Gli Alley Cats si formano negli anni ’70 e pubblicheranno solo due album, di cui uno è un caposaldo indiscusso del punk. “Escape From The Planet Earth” (1982) è uno di quei esempi sani di come il rock autentico faccia emozionare e soprattutto riflettere. L’empatia è cercata e pienamente ottenuta, ed è forse la base da cui bisogna partire per assaporare questo album meno banale di come può apparire. In secondo piano ci mettiamo la tecnica micidiale dei tre componenti della band, la quale non può certo guastare. L’anima punk di Randy Stodola e compagni farebbe arrossire qualsiasi seguace dei moderni Pete Doherty di ‘sta ceppa: malinconici, potenti, rabbiosi, fantascientifici, gothic, non lontani nella profondità dalle origini poetiche del punk (Patti Smith, ma solo per la profondità mica per l’esecuzione) ma lontanissimi dalle furie industriali di Detroit (Stooges, MC5) e in qualche modo vicini alle rivoluzioni che hanno portato il reggae in questo genere.
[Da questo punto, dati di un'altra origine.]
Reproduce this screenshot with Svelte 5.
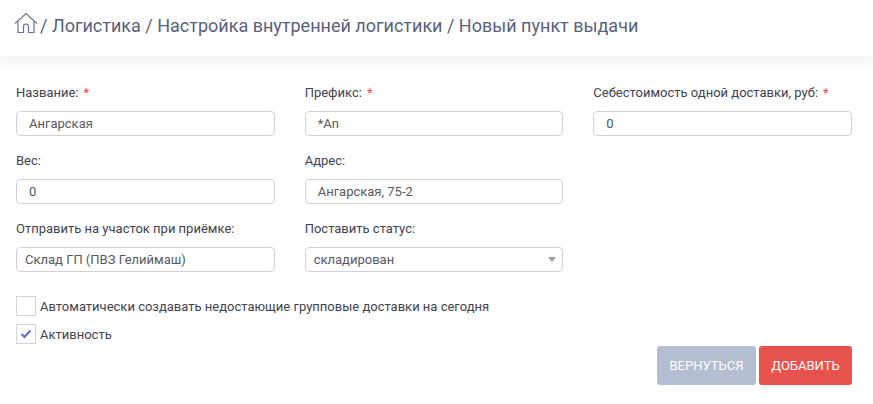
<script>
  const rows = [
    [
      { label: 'Название:', req: true, value: 'Ангарская' },
      { label: 'Префикс:', req: true, value: '*An' },
      { label: 'Себестоимость одной доставки, руб:', req: true, value: '0', num: true }
    ],
    [
      { label: 'Вес:', value: '0', num: true },
      { label: 'Адрес:', value: 'Ангарская, 75-2' }
    ],
    [
      { label: 'Отправить на участок при приёмке:', value: 'Склад ГП (ПВЗ Гелиймаш)', flush: true },
      { label: 'Поставить статус:', value: 'складирован', select: true }
    ]
  ];
</script>

<div class="page">
  <header class="top">
    <svg class="home" width="24" height="22" viewBox="0 0 24 22" fill="none" stroke="#6b7390" stroke-width="1.2">
      <path d="M1 11.5 12 1.5l11 10" />
      <path d="M4 9.5V20.5h5.5v-6a2.5 2.5 0 0 1 5 0v6H20V9.5" />
    </svg>
    <span class="crumbs">/ Логистика / Настройка внутренней логистики / Новый пункт выдачи</span>
  </header>

  <main class="form">
    {#each rows as row}
      <div class="row">
        {#each row as f}
          <div class="field">
            <div class="label">{f.label}{#if f.req}<span class="req">*</span>{/if}</div>
            <div class="input" class:num={f.num} class:flush={f.flush} class:sel={f.select}>
              <span>{f.value}</span>
              {#if f.select}<i class="caret"></i>{/if}
            </div>
          </div>
        {/each}
      </div>
    {/each}

    <div class="checks">
      <div class="check">
        <span class="box"></span>
        <span>Автоматически создавать недостающие групповые доставки на сегодня</span>
      </div>
      <div class="check">
        <span class="box">
          <svg width="12" height="10" viewBox="0 0 12 10" fill="none" stroke="#5b6bd0" stroke-width="2">
            <path d="M1.5 5 4.5 8 10.5 1.5" />
          </svg>
        </span>
        <span>Активность</span>
      </div>
    </div>

    <div class="actions">
      <button class="btn back">ВЕРНУТЬСЯ</button>
      <button class="btn add">ДОБАВИТЬ</button>
    </div>
  </main>
</div>

<style>
  :global(body) {
    margin: 0;
    background: #fff;
  }
  .page {
    width: 873px;
    height: 404px;
    overflow: hidden;
    font-family: Roboto, "Liberation Sans", sans-serif;
    font-size: 13px;
    color: #3f4254;
    background: #fff;
  }
  .top {
    height: 56px;
    box-sizing: border-box;
    padding: 12px 0 0 14px;
    display: flex;
    align-items: flex-start;
    gap: 2px;
    box-shadow: 0 4px 14px rgba(60, 60, 80, 0.07);
  }
  .home {
    flex: none;
  }
  .crumbs {
    font-size: 18px;
    line-height: 27px;
    color: #5a5f7d;
    white-space: nowrap;
  }
  .form {
    padding: 29px 21px 0 16px;
  }
  .row {
    display: grid;
    grid-template-columns: repeat(3, 258.67px);
    column-gap: 30px;
    margin-bottom: 17px;
  }
  .label {
    line-height: 16px;
    margin-bottom: 10px;
    white-space: nowrap;
  }
  .req {
    color: #f0424d;
    margin-left: 5px;
  }
  .input {
    height: 25px;
    box-sizing: border-box;
    border: 1px solid #cfd2dc;
    border-radius: 4px;
    padding: 0 12px;
    display: flex;
    align-items: center;
    justify-content: space-between;
    color: #575962;
  }
  .num {
    color: #3d5a78;
  }
  .flush,
  .sel {
    padding-left: 8px;
  }
  .sel {
    padding-right: 6px;
  }
  .caret {
    width: 0;
    height: 0;
    border-left: 4px solid transparent;
    border-right: 4px solid transparent;
    border-top: 5px solid #9a9ca5;
  }
  .checks {
    margin-top: 24px;
    display: flex;
    flex-direction: column;
    gap: 8px;
  }
  .check {
    display: flex;
    align-items: center;
    gap: 4px;
    height: 20px;
  }
  .box {
    width: 20px;
    height: 20px;
    box-sizing: border-box;
    border: 1px solid #d4d5db;
    display: flex;
    align-items: center;
    justify-content: center;
  }
  .actions {
    display: flex;
    justify-content: flex-end;
    gap: 3px;
    margin-top: 2px;
  }
  .btn {
    height: 39px;
    border: 0;
    border-radius: 3px;
    font-family: inherit;
    font-size: 13px;
    color: #fff;
    padding: 0;
  }
  .back {
    width: 99px;
    background: #b5bdd2;
  }
  .add {
    width: 93px;
    background: #e8524d;
  }
</style>
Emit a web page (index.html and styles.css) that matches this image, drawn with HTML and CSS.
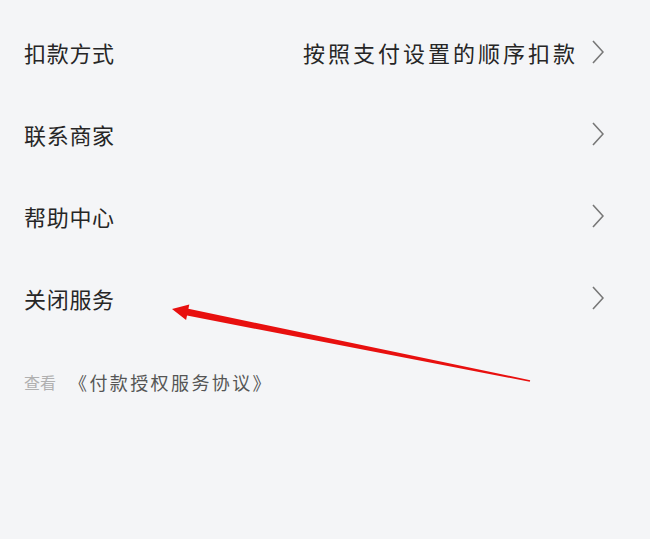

La fuga dal pianeta Terra che tentano gli Alley Cats è purtroppo solo metaforica, come tutti noi anche loro sono costretti a rimanerci, ma su questa terribile condizione – una moderna presa di coscienza della alienazione industriale (uno dei temi portanti della new wave fra l’altro), gli Alley Cats ci costruiranno un sound unico e irripetibile. Se i Pere Ubu utilizzavano i rumori, il teatro dell’assurdo e le tastiere minimali e nevrasteniche di Ravenstine per descrivere la moderna alienazione, Stodola, Dianne Chai e John McCarthy più limitati dalle loro comunque straordinarie capacità, si rifugiano in un sound che ha tutte le caratteristiche tecniche di un punk spigliato, aggressivo sì ma non troppo da risultare gratuitamente provocatorio, ma che in realtà suona profondamente tetro e introspettivo.
L’unico momento rock è l’assolo finale di Waiting For The Buzz, il resto è punk californiano alla nuova maniera, seminando per strada molte impressioni e idee che saranno riprese a piene mani da tantissime band successive. L’album si apre con la title track, Escape From The Planet Earth: uno dei più grandiosi pezzi punk-rock della storia. La voce di Stodola (piuttosto bassa, invece degli acuti nervosi cdi molti cantanti punk dell’epoca) ricorda un Joe Strummer disilluso, aiutato di sovente nei cori da una esotica Dianne Chai, l’aria che tira non è proprio delle più positive, ma la musica è impressionante nella sua immediatezza con una potenza espressiva incredibile. Si sente il grido di dolore, come si percepisce chiaramente anche la palese sconfitta della band, siamo agli antipodi della denuncia surf-punk degli X, si inveisce contro un malessere intangibile e come tale imbattibile.
Non c’è un pezzo che lasci insoddisfatti, semmai ci sono alcuni capolavori che si stagliano decisamente sugli altri pezzi. Tra questi la straordinaria Night Of The Living Dead, dalle atmosfere profondamente gothic, la dimensione orrorifica in The Alley Cats è davvero sanguinolenta e oppressiva. Bellissima anche Just An Alley Cat, solita storia del ragazzino di diciassette anni che lascia la scuola (e che vive le sue giornate come un gatto randagio) ma immersa ormai in questa dimensione sonora che è una sorta di punk puro, scevro dalle infiltrazioni disco music di ultima generazione (il quasi-ignobile “Combat Rock” dei The Clash), ma la sua incorruttibilità non traspare tanto dalla musica quanto dallo spirito da cui essa è visitata (nota “heideggeriana” di discutibile valore).
Un disco imprescindibile, un capolavoro poco conosciuto forse, ma estremamente fruibile e godibile.